2. What would you say are your three key attributes that contributed to your career success?
I would say the things that have driven me forward, and continue to do so, are curiosity, taking a long-term view and a lack of preconceptions about people and issues. This is what took me from prisons to the bond desk at Reuters and now to promoting hotels in Cape Verde.
3. You have moved from journalism to in-house to agency to in-house and back again to agency again. That’s quite an achievement. What three skills have enabled you to make these transitions?
I don't see it as that much of an achievement or a particularly radical move. It's just part of developing as a communications professional by taking the most interesting opportunities available at times when I felt I had outgrown what I was doing. Being interested in people helps, as does wanting to try different things, and being willing to take a risk or two.

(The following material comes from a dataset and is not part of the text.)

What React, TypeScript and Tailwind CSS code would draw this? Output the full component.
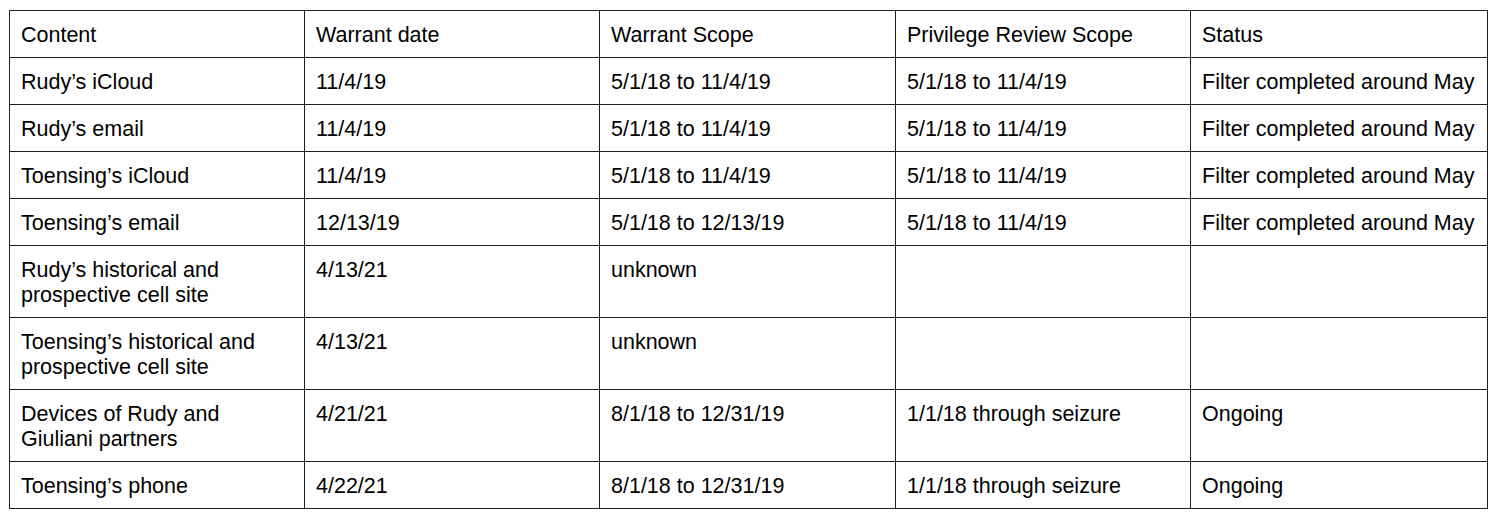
const rows: string[][] = [
  ["Content", "Warrant date", "Warrant Scope", "Privilege Review Scope", "Status"],
  ["Rudy’s iCloud", "11/4/19", "5/1/18 to 11/4/19", "5/1/18 to 11/4/19", "Filter completed around May"],
  ["Rudy’s email", "11/4/19", "5/1/18 to 11/4/19", "5/1/18 to 11/4/19", "Filter completed around May"],
  ["Toensing’s iCloud", "11/4/19", "5/1/18 to 11/4/19", "5/1/18 to 11/4/19", "Filter completed around May"],
  ["Toensing’s email", "12/13/19", "5/1/18 to 12/13/19", "5/1/18 to 11/4/19", "Filter completed around May"],
  ["Rudy’s historical and prospective cell site", "4/13/21", "unknown", "", ""],
  ["Toensing’s historical and prospective cell site", "4/13/21", "unknown", "", ""],
  ["Devices of Rudy and Giuliani partners", "4/21/21", "8/1/18 to 12/31/19", "1/1/18 through seizure", "Ongoing"],
  ["Toensing’s phone", "4/22/21", "8/1/18 to 12/31/19", "1/1/18 through seizure", "Ongoing"],
];

export default function App() {
  return (
    <div
      className="min-h-screen bg-white pl-[9px] pt-[10px] text-black"
      style={{ fontFamily: '"Liberation Sans", Arial, sans-serif' }}
    >
      <table className="table-fixed border-collapse w-[1478px] text-[21.5px] leading-[25px]">
        <colgroup>
          <col className="w-[295px]" />
          <col className="w-[295px]" />
          <col className="w-[296px]" />
          <col className="w-[295px]" />
          <col className="w-[297px]" />
        </colgroup>
        <tbody>
          {rows.map((row, i) => (
            <tr key={i}>
              {row.map((cell, j) => (
                <td
                  key={j}
                  className="border-[1.5px] border-[#1f1f1f] align-top pl-[11px] pr-[8px] pt-[12px] pb-[9px]"
                >
                  {cell}
                </td>
              ))}
            </tr>
          ))}
        </tbody>
      </table>
    </div>
  );
}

4. For people working in an agency, in-house can be viewed as ‘the grass is greener’. What was your biggest frustration about working in-house?
I would challenge the idea that they are as different as people like to make out. In-house you still have an evolving roster of clients and you share many of the same challenges as being in agencies. But in short, the biggest frustration about working in-house has to be interminable meetings where your attendance is mandatory and your interest is, at best, marginal. Agencies, on the other hand, don't have enough meetings.
5. Your top tip for influencing C-suite?
Listen carefully but always say your piece. You're being paid for your counsel and people want to hear it (just be careful how you say it).
6. What is the most important lesson you have learned in life so far?
Sit down and shut up. Or don't just do something - sit there. It's far too easy to react to events without thinking them through, in both our personal and professional lives, and we run around frantically to feel like we're doing something. I have had to work hard at this and meditation helps. I have had a few close shaves with extinction because of chronic health problems and that teaches you patience and perspective. You don't have much choice.
7. What’s the best piece of professional advice you’ve been given along the way and by whom?
My boss at RBC, Derek Hutchison, gave me a very useful tip for the art of persuasion - before any important meeting try and pick off each individual in advance. Then you're way ahead when you walk in the room - no surprises. It works for clients, media or internally. He also had a saying for when things went wrong - “Nobody died”. That's an important perspective when you feel you have failed.
8. In one sentence, what is your definition of a great PR?
A great PR needs to know when to listen, when to talk, who to talk to and what to say.
9. You are incredibly busy in your professional life, what do you do outside of work to de-stress?
Play music, read comics and jump in rivers. Rinse and repeat.
10. What should the industry do to improve employee wellbeing?
I'm really fortunate to have flexible working arrangements which take into account my health issues and help me stay on top of my game without compromising my wellbeing. My issues are chronic but everybody has times when they would benefit from more flexibility in their arrangements. As an industry we need to be more aware of how we can get the best out of people. Sometimes that means putting them in charge of their work lives to find a balance.
Thank you Alex for taking part in our interview.